Eux ont grandi dans le silence, sans bruit. Avec un langage à eux, un langage du corps, cru, synthétique, plein d’émotions mais sans nuances.
Ils m’ont toujours donné tout l’amour qu’ils avaient en eux. Mais sans mots, avec des autres choses, pas toujours claires pour une enfant.
Et il y avait deux mondes. Celui des entendants, à l’école, chez mes grands-parents, dans la rue, et celui de la maison. Sans mots, mais avec du bruit, tellement de bruits. Bruits de pas ou de meubles, énervants, bruits de bouche ou de viscères, agaçants ou répugnants dans le monde des entendants.
J’ai grandi, un peu écartelée entre ces mondes, sous le regards des autres, qui ne comprenaient pas ou ne voulaient pas voir.

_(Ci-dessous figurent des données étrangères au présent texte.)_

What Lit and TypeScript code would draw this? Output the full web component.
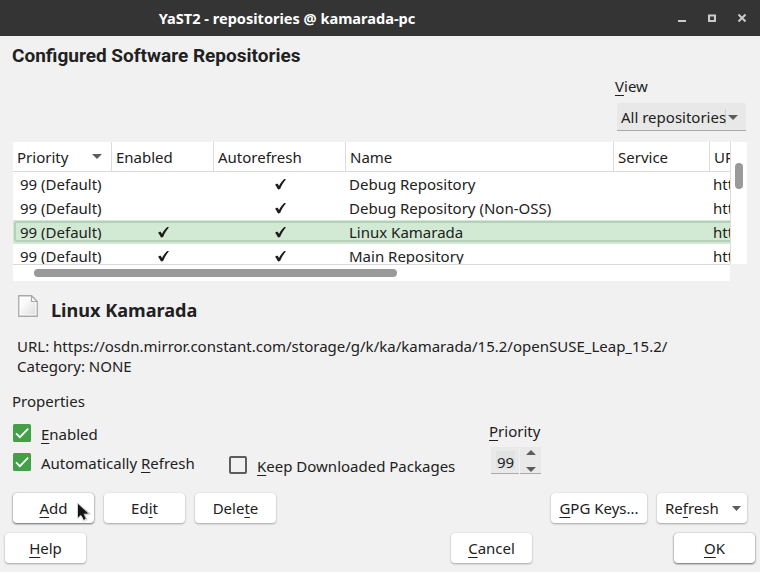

Et puis il y a eu le début de l’officialisation du langage des signes. L’engagement de mon oncle et de mes parents pour en faire une langue universelle pour les sourds du monde entier. Guy, mon oncle, qui était devenu homme de spectacle.
Je les aime toujours, c’est un mot que je ne sais pas dire, mais en plus, maintenant, je suis fière d’eux.